SOMERSET – Discussion about a potential wind-powered plant was tabled by the Somerset Town Board on Tuesday, while the board reaffirmed its support for AES Corp. to build a second power plant in the town.

The board unanimously approved a nearly identical resolution to one they passed more than a year ago, stating that the board endorses AES in a bid for a State Power Authority contract to build a $1 billion “clean coal” power plant, which would create about 100 positions and more than 1,000 construction jobs.

While the contract has already been awarded to NRG Energy’s Huntley Station in the Town of Tonawanda, the company has struggled to win state approval for cost-effective energy generation.

Mayor Richard J. Meyers said the town needed to “present a united front” if AES is reconsidered for the project.

In September, State Supreme Court Justice Richard C. Kloch Sr. defeated a lawsuit brought by the town and the Barker Central School District against AES, which stated that the company had committed fraud by using its bid for the state contract to obtain a $43.4 million tax reduction through a payment-in-lieu-of-taxes, or PILOT, arrangement with the Niagara County Industrial Development Agency.

The suit claimed AES would have bid for the plant regardless of whether it won the PILOT deal.

The board had planned to discuss and possibly vote on a proposed host agreement with Empire State Wind Energy to build energy-generating windmills in the town, but Meyers said the company had only sent over a contract with requested revisions earlier that day, which left town attorneys no time to look it over.

Meyers said the town and Empire, owned by billionaire businessman B. Thomas Golisano, have only one disagreement on the contract at this point, involving civil litigation restrictions.

Councilwoman April C. Gow asked that the discussion be tabled to the board’s next meeting, Jan. 8.

“I’m assuming that by Jan. 8, this thing is going to be ironclad and ready to sign,” Meyers said.

By Kevin Purdy
Suburban Correspondent

The Buffalo News

12 December 2007

This article is the work of the source indicated. Any opinions expressed in it are not necessarily those of National Wind Watch.

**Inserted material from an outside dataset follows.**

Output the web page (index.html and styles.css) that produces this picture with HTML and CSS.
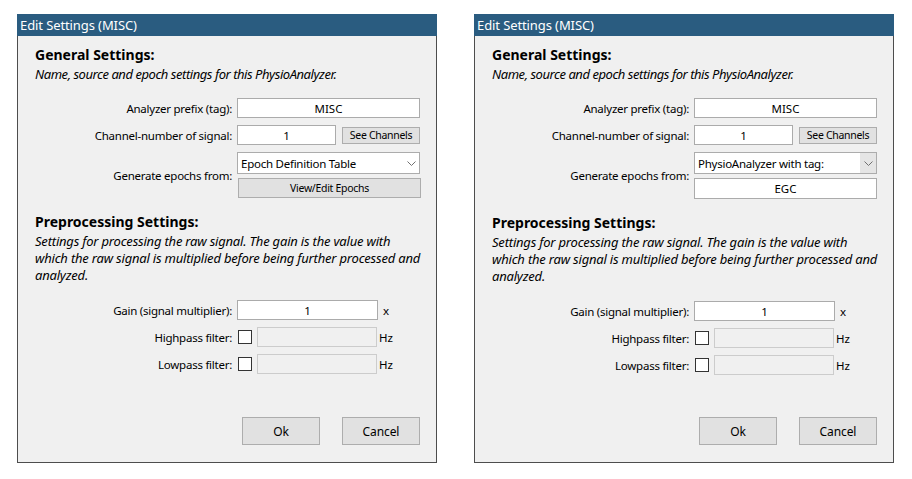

The copyright of this article resides with the author or publisher indicated. As part of its noncommercial educational effort to present the environmental, social, scientific, and economic issues of large-scale wind power development to a global audience seeking such information, National Wind Watch endeavors to observe “fair use” as provided for in section 107 of U.S. Copyright Law and similar “fair dealing” provisions of the copyright laws of other nations. Send requests to excerpt, general inquiries, and comments via e-mail.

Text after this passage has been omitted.